• _Record list_:
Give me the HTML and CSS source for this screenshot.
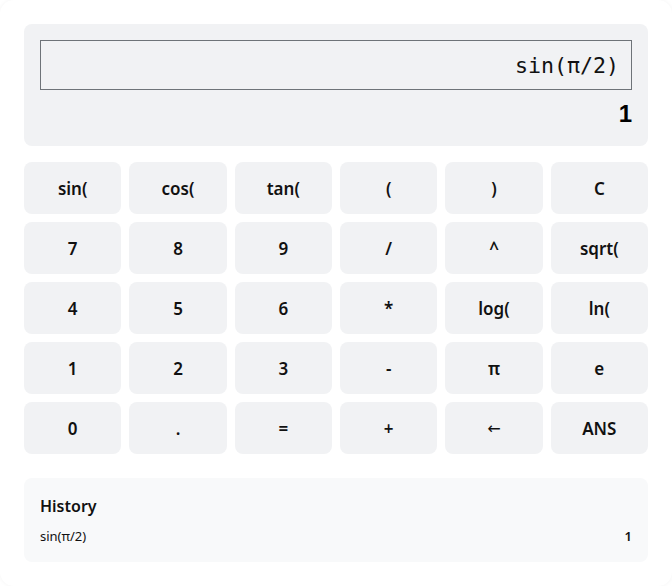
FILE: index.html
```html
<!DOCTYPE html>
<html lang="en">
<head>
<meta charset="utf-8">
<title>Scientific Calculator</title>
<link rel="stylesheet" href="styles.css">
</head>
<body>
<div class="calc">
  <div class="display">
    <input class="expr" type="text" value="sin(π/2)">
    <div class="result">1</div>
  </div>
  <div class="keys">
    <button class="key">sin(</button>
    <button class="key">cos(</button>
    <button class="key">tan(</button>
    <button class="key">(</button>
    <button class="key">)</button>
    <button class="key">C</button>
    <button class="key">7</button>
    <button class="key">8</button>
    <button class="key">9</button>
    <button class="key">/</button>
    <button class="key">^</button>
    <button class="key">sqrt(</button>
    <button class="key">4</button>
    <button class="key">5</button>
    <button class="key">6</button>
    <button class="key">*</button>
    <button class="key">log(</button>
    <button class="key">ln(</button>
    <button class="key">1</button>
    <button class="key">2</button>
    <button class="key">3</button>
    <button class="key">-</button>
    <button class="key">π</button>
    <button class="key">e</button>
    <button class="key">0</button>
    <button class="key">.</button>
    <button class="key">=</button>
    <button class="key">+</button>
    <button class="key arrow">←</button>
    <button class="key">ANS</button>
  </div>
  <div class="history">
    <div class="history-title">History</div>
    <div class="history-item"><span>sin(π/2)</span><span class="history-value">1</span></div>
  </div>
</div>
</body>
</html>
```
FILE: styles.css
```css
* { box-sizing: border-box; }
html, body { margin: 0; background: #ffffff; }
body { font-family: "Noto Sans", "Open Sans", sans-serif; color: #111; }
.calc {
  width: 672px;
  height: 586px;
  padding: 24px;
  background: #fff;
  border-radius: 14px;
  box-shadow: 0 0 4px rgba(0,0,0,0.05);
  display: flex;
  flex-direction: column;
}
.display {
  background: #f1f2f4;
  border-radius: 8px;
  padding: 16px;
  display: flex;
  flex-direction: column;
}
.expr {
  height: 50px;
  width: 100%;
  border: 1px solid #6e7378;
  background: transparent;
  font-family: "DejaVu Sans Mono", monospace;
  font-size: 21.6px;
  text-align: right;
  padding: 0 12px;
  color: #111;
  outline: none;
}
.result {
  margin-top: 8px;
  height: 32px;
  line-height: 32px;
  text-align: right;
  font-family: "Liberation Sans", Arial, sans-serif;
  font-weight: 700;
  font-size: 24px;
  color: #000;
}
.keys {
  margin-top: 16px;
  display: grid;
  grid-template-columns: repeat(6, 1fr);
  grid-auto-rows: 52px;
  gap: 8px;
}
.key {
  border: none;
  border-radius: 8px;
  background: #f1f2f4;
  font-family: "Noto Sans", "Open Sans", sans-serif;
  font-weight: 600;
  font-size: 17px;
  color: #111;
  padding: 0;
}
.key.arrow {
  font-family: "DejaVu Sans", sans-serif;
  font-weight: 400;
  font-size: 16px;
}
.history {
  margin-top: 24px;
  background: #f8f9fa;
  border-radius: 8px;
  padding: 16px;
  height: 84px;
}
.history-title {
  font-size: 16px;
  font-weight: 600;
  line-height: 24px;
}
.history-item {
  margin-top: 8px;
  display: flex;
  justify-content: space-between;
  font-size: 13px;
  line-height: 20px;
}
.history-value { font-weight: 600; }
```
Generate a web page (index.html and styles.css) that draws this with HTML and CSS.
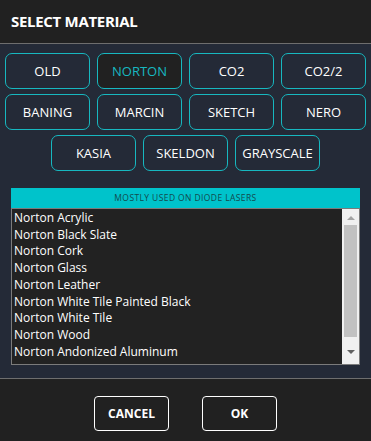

• _Problem description_: Transcribe the full listing above exactly as it stands, minus the pictures.

• _Task response_:
Give me the HTML and CSS source for this screenshot.
FILE: index.html
```html
<!DOCTYPE html>
<html lang="en">
<head>
<meta charset="utf-8">
<title>Scientific Calculator</title>
<link rel="stylesheet" href="styles.css">
</head>
<body>
<div class="calc">
  <div class="display">
    <input class="expr" type="text" value="sin(π/2)">
    <div class="result">1</div>
  </div>
  <div class="keys">
    <button class="key">sin(</button>
    <button class="key">cos(</button>
    <button class="key">tan(</button>
    <button class="key">(</button>
    <button class="key">)</button>
    <button class="key">C</button>
    <button class="key">7</button>
    <button class="key">8</button>
    <button class="key">9</button>
    <button class="key">/</button>
    <button class="key">^</button>
    <button class="key">sqrt(</button>
    <button class="key">4</button>
    <button class="key">5</button>
    <button class="key">6</button>
    <button class="key">*</button>
    <button class="key">log(</button>
    <button class="key">ln(</button>
    <button class="key">1</button>
    <button class="key">2</button>
    <button class="key">3</button>
    <button class="key">-</button>
    <button class="key">π</button>
    <button class="key">e</button>
    <button class="key">0</button>
    <button class="key">.</button>
    <button class="key">=</button>
    <button class="key">+</button>
    <button class="key arrow">←</button>
    <button class="key">ANS</button>
  </div>
  <div class="history">
    <div class="history-title">History</div>
    <div class="history-item"><span>sin(π/2)</span><span class="history-value">1</span></div>
  </div>
</div>
</body>
</html>
```
FILE: styles.css
```css
* { box-sizing: border-box; }
html, body { margin: 0; background: #ffffff; }
body { font-family: "Noto Sans", "Open Sans", sans-serif; color: #111; }
.calc {
  width: 672px;
  height: 586px;
  padding: 24px;
  background: #fff;
  border-radius: 14px;
  box-shadow: 0 0 4px rgba(0,0,0,0.05);
  display: flex;
  flex-direction: column;
}
.display {
  background: #f1f2f4;
  border-radius: 8px;
  padding: 16px;
  display: flex;
  flex-direction: column;
}
.expr {
  height: 50px;
  width: 100%;
  border: 1px solid #6e7378;
  background: transparent;
  font-family: "DejaVu Sans Mono", monospace;
  font-size: 21.6px;
  text-align: right;
  padding: 0 12px;
  color: #111;
  outline: none;
}
.result {
  margin-top: 8px;
  height: 32px;
  line-height: 32px;
  text-align: right;
  font-family: "Liberation Sans", Arial, sans-serif;
  font-weight: 700;
  font-size: 24px;
  color: #000;
}
.keys {
  margin-top: 16px;
  display: grid;
  grid-template-columns: repeat(6, 1fr);
  grid-auto-rows: 52px;
  gap: 8px;
}
.key {
  border: none;
  border-radius: 8px;
  background: #f1f2f4;
  font-family: "Noto Sans", "Open Sans", sans-serif;
  font-weight: 600;
  font-size: 17px;
  color: #111;
  padding: 0;
}
.key.arrow {
  font-family: "DejaVu Sans", sans-serif;
  font-weight: 400;
  font-size: 16px;
}
.history {
  margin-top: 24px;
  background: #f8f9fa;
  border-radius: 8px;
  padding: 16px;
  height: 84px;
}
.history-title {
  font-size: 16px;
  font-weight: 600;
  line-height: 24px;
}
.history-item {
  margin-top: 8px;
  display: flex;
  justify-content: space-between;
  font-size: 13px;
  line-height: 20px;
}
.history-value { font-weight: 600; }
```
Generate a web page (index.html and styles.css) that draws this with HTML and CSS.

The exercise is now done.